What are the viable paths to 350 we could see in the opening years of a Trump Presidency? How long could it realistically take? What would a fleet look like 5, 10 or 20 years down the road?
What will this fleet be built to do? Will we need new designs to meet the evolving maritime requirements of an eventual national strategy?
To discuss this and more Sunday from 5-6pm Eastern will be one of our favorite guests, Dr. Jerry Hendrix, CAPT USN (Ret.), Senior Fellow and the Director of the Defense Strategies and Assessments Program at the Center for a New American Security.
His staff assignments include tours with the CNO’s Executive Panel, the Office of the Undersecretary of Defense for Policy, and the OSD Office of Net Assessment.
His final active duty tour was the Director of Naval History.
He has a Bachelor Degree in Political Science from Purdue University, Masters Degrees from the Naval Postgraduate School (National Security Affairs) and Harvard University (History) and received his doctorate from King’s College, London (War Studies).

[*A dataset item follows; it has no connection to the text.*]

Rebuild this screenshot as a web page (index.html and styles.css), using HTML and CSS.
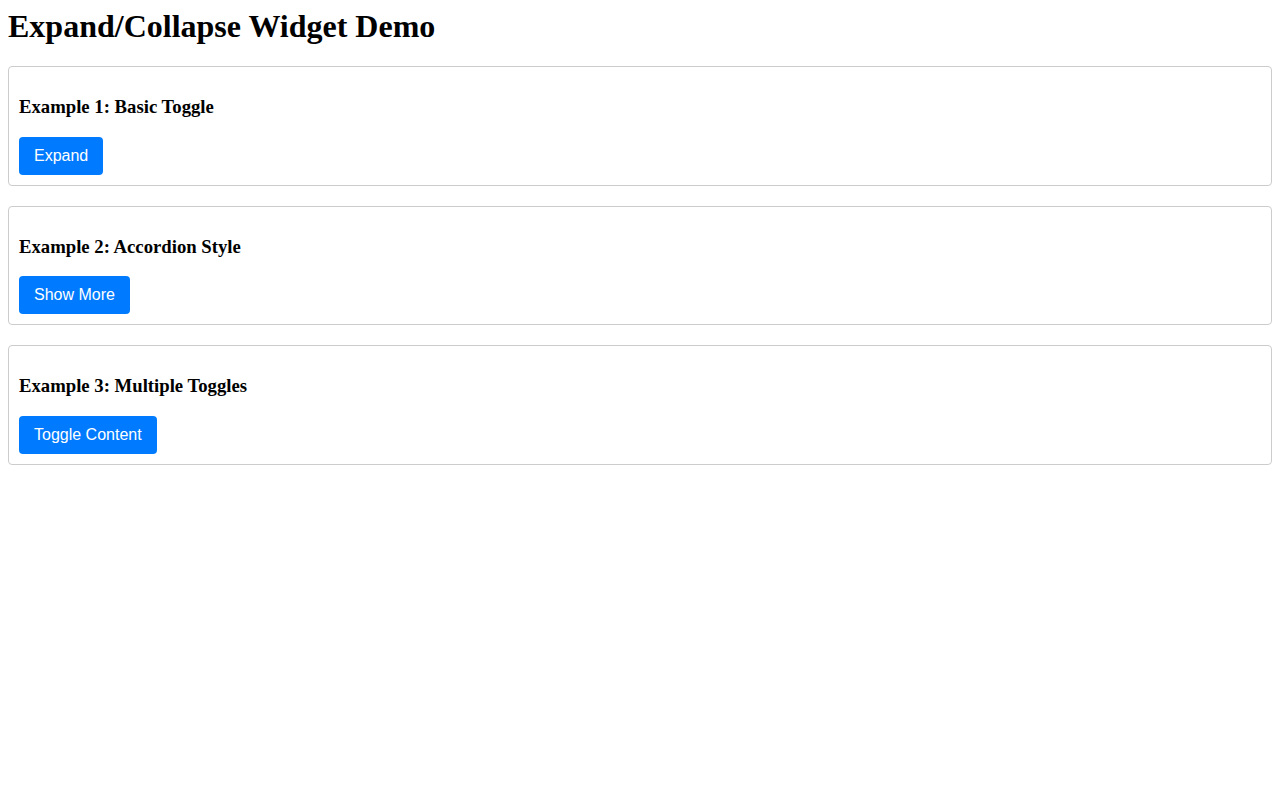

He has twice been named the Samuel Eliot Morison Scholar by the Navy Historical Center in Washington, DC, and was also the Center’s 2005 Rear Admiral John D. Hays Fellow. He also held the Marine Corps’ General Lemuel C. Shepherd, Jr. Fellowship. He authored the book Theodore Roosevelt’s Naval Diplomacy and received a number of awards, including the United States Naval Institute’s Author of the Year and the Navy League’s Alfred T. Mahan Award for Literary Achievement.